The JOIDES Resolution will set course July 27 on a two month research expedition on the Tasman Sea, drilling into the crust of the underwater continent of Zealandia. (Texas A&M photo)
By Sam Peshek, Texas A&M University Marketing and Communications

Editor’s note: An earlier version of this story noted June 27 as the expedition’s start date. July 27 is the correct date.

Little is known about Zealandia – the underwater continent half the size of Australia beneath the Tasman Sea which separates Australia and New Zealand – but an international team of scientists, including a Texas A&M University researcher, aboard the JOIDES Resolution research vessel will play a crucial role in learning more about the mysterious land mass.

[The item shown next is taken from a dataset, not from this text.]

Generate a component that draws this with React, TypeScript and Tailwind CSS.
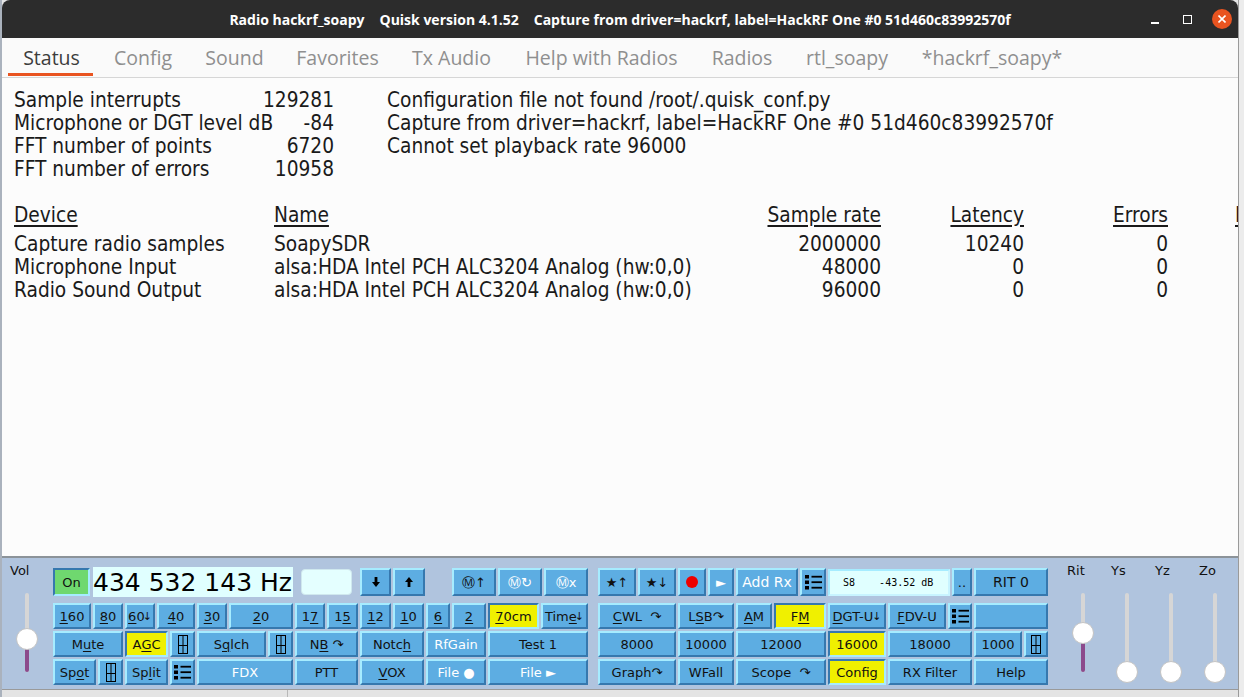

On July 27, 30 researchers led by International Ocean Discovery Program (IODP) Expedition 371 Project Manager and Staff Scientist Dr. Peter Blum will set out on a two-month expedition sponsored by the National Science Foundation (NSF) and 23 other countries that support the IODP, on the Tasman Sea to drill hundreds of meters into Zealandia’s crust in water depths of up to 5,000 meters in order to extract cores and find out exactly how, when and why Zealandia came to be.

Zealandia, a submerged continent about half the size of Australia, surrounds New Zealand. (IODP)

“This expedition is designed around what happened tectonically in an area that has not been studied in great detail,” Blum said. “We would like to determine when that piece of crust there started stretching, when it stopped and find out to what extent it happened.”

Researchers currently understand that present-day Zealandia broke away from Australia and Antarctica around 80 million years ago, and that a tectonic shift took place, driving the Pacific plate under New Zealand, lifting it and a ring of volcanoes above the waterline. The Scientific Prospectus for the expedition called it “the most profound subduction initiation event and global plate-motion change” in the last 80 million years.

Zealandia today is the same as the rest of the world’s continents in the sense that it is composed of continental crust and its size is determined by how far the continental crust stretches into the sea, but what makes it different than the other continents is that more than 90 percent of the continental crust is underwater.

In addition to the expedition’s primary mission of tectonic research, Blum’s team will also be conducting crucial climate change research.

Lack of exploration of Zealandia’s crust is a reason why the underwater continent has been left out of many climate change models, so the sediment samples Blum’s team recovers in the Tasman Sea will give researchers a more complete picture of how Earth’s climate has changed from the Miocene Epoch through the Pleistocene Epoch.

“We hope to find sediment packages that document those climate changes so we can put this together with other places in the world to see how these changes are related around the globe,” Blum said.

About Texas A&M and the IODP

The International Ocean Discovery Program (IODP) is an international research collaboration that coordinates seagoing expeditions to study the history of the Earth recorded in sediments and rocks beneath the ocean floor. The JOIDES Resolution Science Operator (JRSO) operates the scientific drillship JOIDES Resolution on behalf of the National Science Foundation.

The JOIDES Resolution Science Operator (JRSO) manages and operates the riserless drillship, JOIDES Resolution, for the International Ocean Discovery Program (IODP). The JRSO is based in the College of Geosciences of Texas A&M University.

The JRSO is responsible for overseeing the science operations of the riserless drilling vessel JOIDES Resolution, archiving the scientific data and samples and logs that are collected, and producing and disseminating program publications.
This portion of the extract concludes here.